The material below should be written out in full and exactly; pictures stay out of the copy.

# Start of Data segment

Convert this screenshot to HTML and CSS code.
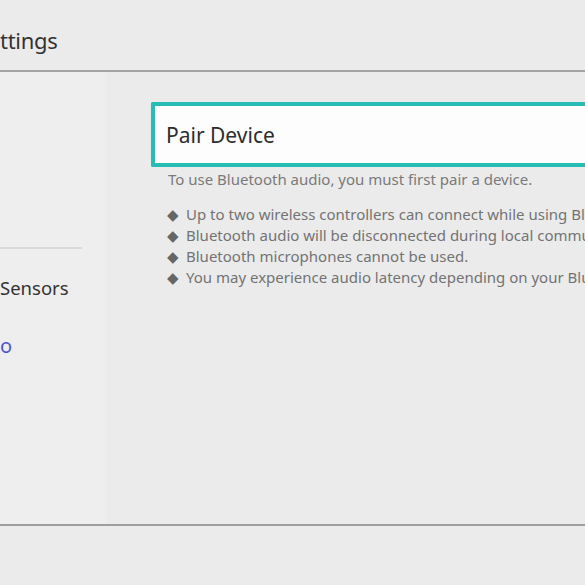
FILE: index.html
```
<!DOCTYPE html>
<html>
<head>
<meta charset="utf-8">
<link rel="stylesheet" href="styles.css">
</head>
<body>
<div class="screen">
  <header class="header"><h1 class="title">ttings</h1></header>
  <div class="main">
    <nav class="sidebar">
      <div class="side-top"></div>
      <div class="side-divider"></div>
      <div class="side-item">Sensors</div>
      <div class="side-link">o</div>
    </nav>
    <section class="content">
      <div class="pair-box"><span class="pair-label">Pair Device</span></div>
      <p class="desc">To use Bluetooth audio, you must first pair a device.</p>
      <ul class="notes">
        <li class="note"><span class="dia">◆</span><span class="note-text">Up to two wireless controllers can connect while using Bluetooth audio.</span></li>
        <li class="note"><span class="dia">◆</span><span class="note-text">Bluetooth audio will be disconnected during local communication.</span></li>
        <li class="note"><span class="dia">◆</span><span class="note-text">Bluetooth microphones cannot be used.</span></li>
        <li class="note"><span class="dia">◆</span><span class="note-text">You may experience audio latency depending on your Bluetooth device.</span></li>
      </ul>
    </section>
  </div>
  <footer class="footer"></footer>
</div>
</body>
</html>
```
FILE: styles.css
```
html, body {
  margin: 0;
  padding: 0;
  background: #ebebeb;
}
.screen {
  width: 585px;
  height: 585px;
  overflow: hidden;
  display: flex;
  flex-direction: column;
  font-family: "Noto Sans", "Open Sans", sans-serif;
  color: #2d2d2d;
}
.header {
  height: 70px;
  border-bottom: 2px solid #a3a3a3;
  display: flex;
  align-items: center;
  flex-shrink: 0;
}
.title {
  margin: 0;
  margin-top: 10px;
  font-size: 22px;
  letter-spacing: -0.3px;
  font-weight: 400;
  color: #333;
  line-height: 1;
}
.main {
  display: flex;
  height: 452px;
  flex-shrink: 0;
}
.sidebar {
  width: 106px;
  background: #eeeeee;
  display: flex;
  flex-direction: column;
  flex-shrink: 0;
}
.side-top {
  height: 175px;
}
.side-divider {
  width: 82px;
  height: 2px;
  background: #dadada;
}
.side-item {
  margin-top: 27px;
  font-size: 18.5px;
  line-height: 24px;
  color: #333;
}
.side-link {
  margin-top: 34px;
  font-size: 20px;
  line-height: 24px;
  color: #4b56d2;
}
.content {
  flex: 1;
  min-width: 0;
  padding-left: 45px;
  padding-top: 30px;
  white-space: nowrap;
  overflow: hidden;
}
.pair-box {
  height: 57px;
  background: #fdfdfd;
  border: 4px solid #26bdb5;
  border-right: none;
  display: flex;
  align-items: center;
  padding-left: 11px;
  border-radius: 2px 0 0 2px;
}
.pair-label {
  font-size: 21px;
  color: #2d2d2d;
}
.desc {
  margin: 2px 0 0 17px;
  font-size: 15px;
  line-height: 20px;
  color: #7a7a7a;
}
.notes {
  list-style: none;
  margin: 15px 0 0 16px;
  padding: 0;
  font-size: 15px;
  color: #737373;
}
.note {
  display: flex;
  align-items: center;
  height: 21px;
  line-height: 21px;
}
.dia {
  width: 19px;
  flex-shrink: 0;
  font-size: 15px;
  line-height: 21px;
  color: #666;
}
.note-text {
  white-space: nowrap;
}
.footer {
  height: 61px;
  border-top: 2px solid #9e9e9e;
  flex-shrink: 0;
}
```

# End of Data segment

(Written response)
Convert this screenshot to HTML and CSS code.
FILE: index.html
```
<!DOCTYPE html>
<html>
<head>
<meta charset="utf-8">
<link rel="stylesheet" href="styles.css">
</head>
<body>
<div class="screen">
  <header class="header"><h1 class="title">ttings</h1></header>
  <div class="main">
    <nav class="sidebar">
      <div class="side-top"></div>
      <div class="side-divider"></div>
      <div class="side-item">Sensors</div>
      <div class="side-link">o</div>
    </nav>
    <section class="content">
      <div class="pair-box"><span class="pair-label">Pair Device</span></div>
      <p class="desc">To use Bluetooth audio, you must first pair a device.</p>
      <ul class="notes">
        <li class="note"><span class="dia">◆</span><span class="note-text">Up to two wireless controllers can connect while using Bluetooth audio.</span></li>
        <li class="note"><span class="dia">◆</span><span class="note-text">Bluetooth audio will be disconnected during local communication.</span></li>
        <li class="note"><span class="dia">◆</span><span class="note-text">Bluetooth microphones cannot be used.</span></li>
        <li class="note"><span class="dia">◆</span><span class="note-text">You may experience audio latency depending on your Bluetooth device.</span></li>
      </ul>
    </section>
  </div>
  <footer class="footer"></footer>
</div>
</body>
</html>
```
FILE: styles.css
```
html, body {
  margin: 0;
  padding: 0;
  background: #ebebeb;
}
.screen {
  width: 585px;
  height: 585px;
  overflow: hidden;
  display: flex;
  flex-direction: column;
  font-family: "Noto Sans", "Open Sans", sans-serif;
  color: #2d2d2d;
}
.header {
  height: 70px;
  border-bottom: 2px solid #a3a3a3;
  display: flex;
  align-items: center;
  flex-shrink: 0;
}
.title {
  margin: 0;
  margin-top: 10px;
  font-size: 22px;
  letter-spacing: -0.3px;
  font-weight: 400;
  color: #333;
  line-height: 1;
}
.main {
  display: flex;
  height: 452px;
  flex-shrink: 0;
}
.sidebar {
  width: 106px;
  background: #eeeeee;
  display: flex;
  flex-direction: column;
  flex-shrink: 0;
}
.side-top {
  height: 175px;
}
.side-divider {
  width: 82px;
  height: 2px;
  background: #dadada;
}
.side-item {
  margin-top: 27px;
  font-size: 18.5px;
  line-height: 24px;
  color: #333;
}
.side-link {
  margin-top: 34px;
  font-size: 20px;
  line-height: 24px;
  color: #4b56d2;
}
.content {
  flex: 1;
  min-width: 0;
  padding-left: 45px;
  padding-top: 30px;
  white-space: nowrap;
  overflow: hidden;
}
.pair-box {
  height: 57px;
  background: #fdfdfd;
  border: 4px solid #26bdb5;
  border-right: none;
  display: flex;
  align-items: center;
  padding-left: 11px;
  border-radius: 2px 0 0 2px;
}
.pair-label {
  font-size: 21px;
  color: #2d2d2d;
}
.desc {
  margin: 2px 0 0 17px;
  font-size: 15px;
  line-height: 20px;
  color: #7a7a7a;
}
.notes {
  list-style: none;
  margin: 15px 0 0 16px;
  padding: 0;
  font-size: 15px;
  color: #737373;
}
.note {
  display: flex;
  align-items: center;
  height: 21px;
  line-height: 21px;
}
.dia {
  width: 19px;
  flex-shrink: 0;
  font-size: 15px;
  line-height: 21px;
  color: #666;
}
.note-text {
  white-space: nowrap;
}
.footer {
  height: 61px;
  border-top: 2px solid #9e9e9e;
  flex-shrink: 0;
}
```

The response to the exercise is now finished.